Why Most Agents Have Never Heard a Real Explanation of eXp Realty Revenue Share
Here is the honest truth: most of what you read online about eXp revenue share is either written by people who do not fully understand it, or written in a way designed to make it sound like a get-rich-quick scheme. Neither serves you. The agents who actually benefit from this system are the ones who treat it like a serious business strategy — not a side hustle or a party trick.
The revenue share model at eXp is fundamentally different from a referral bonus. A referral bonus is transactional — you send someone somewhere, you get a check, done. Revenue share is structural. It is an ongoing, passive, residual income stream that is built into the architecture of how eXp operates as a company. And once you understand the architecture, everything changes about how you think about your career.
Let me also say this clearly: this is not recruiting. I call it Agent Attraction. There is a meaningful difference. Recruiting is pushing people toward something because you benefit. Agent Attraction is pulling the right people toward a model that genuinely serves them — because when they succeed, the system works for everyone. The moment you approach this like a recruiter, you have already lost the plot.

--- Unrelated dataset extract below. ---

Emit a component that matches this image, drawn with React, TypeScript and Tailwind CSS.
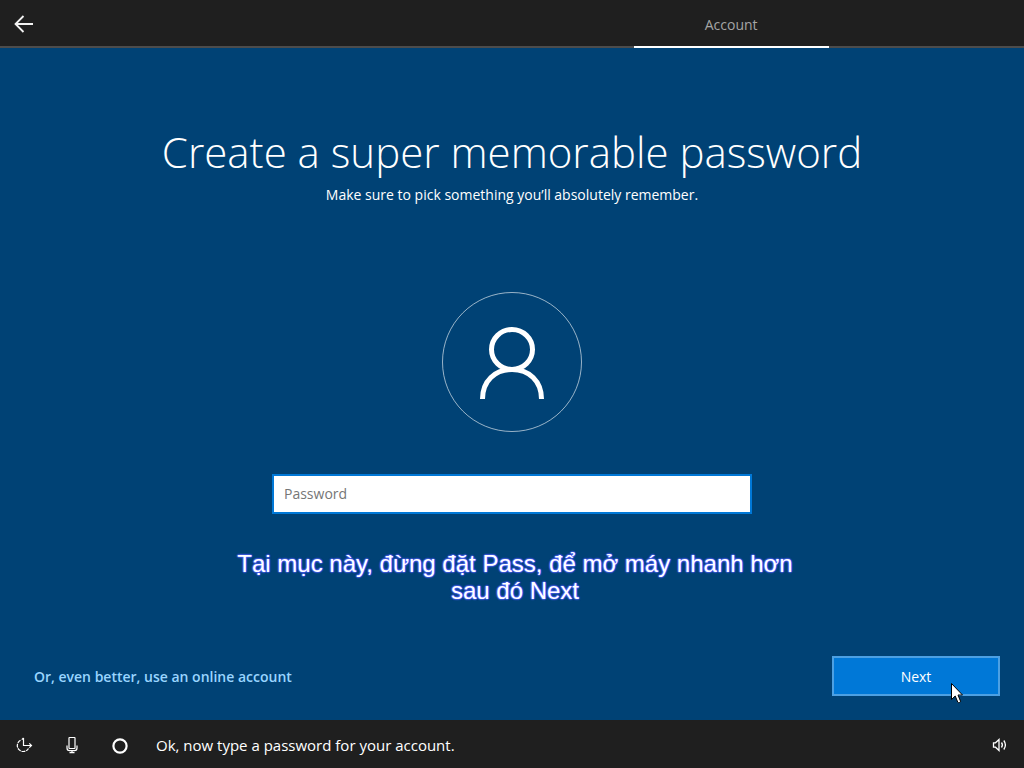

The Foundation: What Is eXp Revenue Share?
eXp Realty operates as a cloud-based brokerage. Because there are no physical brick-and-mortar offices draining capital, eXp is able to redistribute a significant portion of company revenue back to the agents who helped grow it. Revenue share is that redistribution mechanism.
When an agent you attracted to eXp closes a transaction, eXp takes its company dollar from that transaction — the portion that stays with the brokerage after the agent receives their split. A percentage of that company dollar flows back to you as the attracting agent. This is not coming out of that agent’s pocket. It comes from eXp’s share. That distinction matters enormously when you are having this conversation with another agent.
The passive income potential here is tied to something called gross commission income, or GCI, which is the total commission generated by the agents in your network before any splits. The more productive the agents you attract — and the agents they attract — the more your revenue share grows.
How the 7-Tier System Works — Level by Level
This is the section most people want and few sources deliver clearly. Let me walk through each tier with real context.
Tier 1
These are agents you personally attracted to eXp. This is your direct network. Tier 1 is where the largest percentage of revenue share flows, and it is the tier that unlocks immediately. The moment your first attracted agent closes a transaction and generates company dollar, you begin receiving revenue share from that activity. No waiting period. No minimums on your end beyond being an active agent.
Tier 2
These are agents attracted by your Tier 1 agents — your network’s network. Tier 2 also unlocks immediately, meaning from the moment you attract your first agent, you are already positioned to benefit from whoever they attract. This is where the compounding begins. An agent you bring in who is also passionate about Agent Attraction can accelerate your Tier 2 revenue share faster than any sales month you have ever had.
Tier 3
Tier 3 unlocks immediately as well. Tiers 1, 2, and 3 are your foundational income layers — live from the start, with no additional requirements. These three tiers alone represent a meaningful passive income opportunity for agents who are intentional about attracting even a small group of productive agents.
Tiers 4 Through 7
Tiers 4 through 7 unlock as your attracted agent count grows and as you hit specific milestones within eXp’s model. Each deeper tier expands the reach of your passive income to agents you may have never directly interacted with — people three, four, five, six, and seven levels deep in a network that started with one conversation you had with the right person at the right time.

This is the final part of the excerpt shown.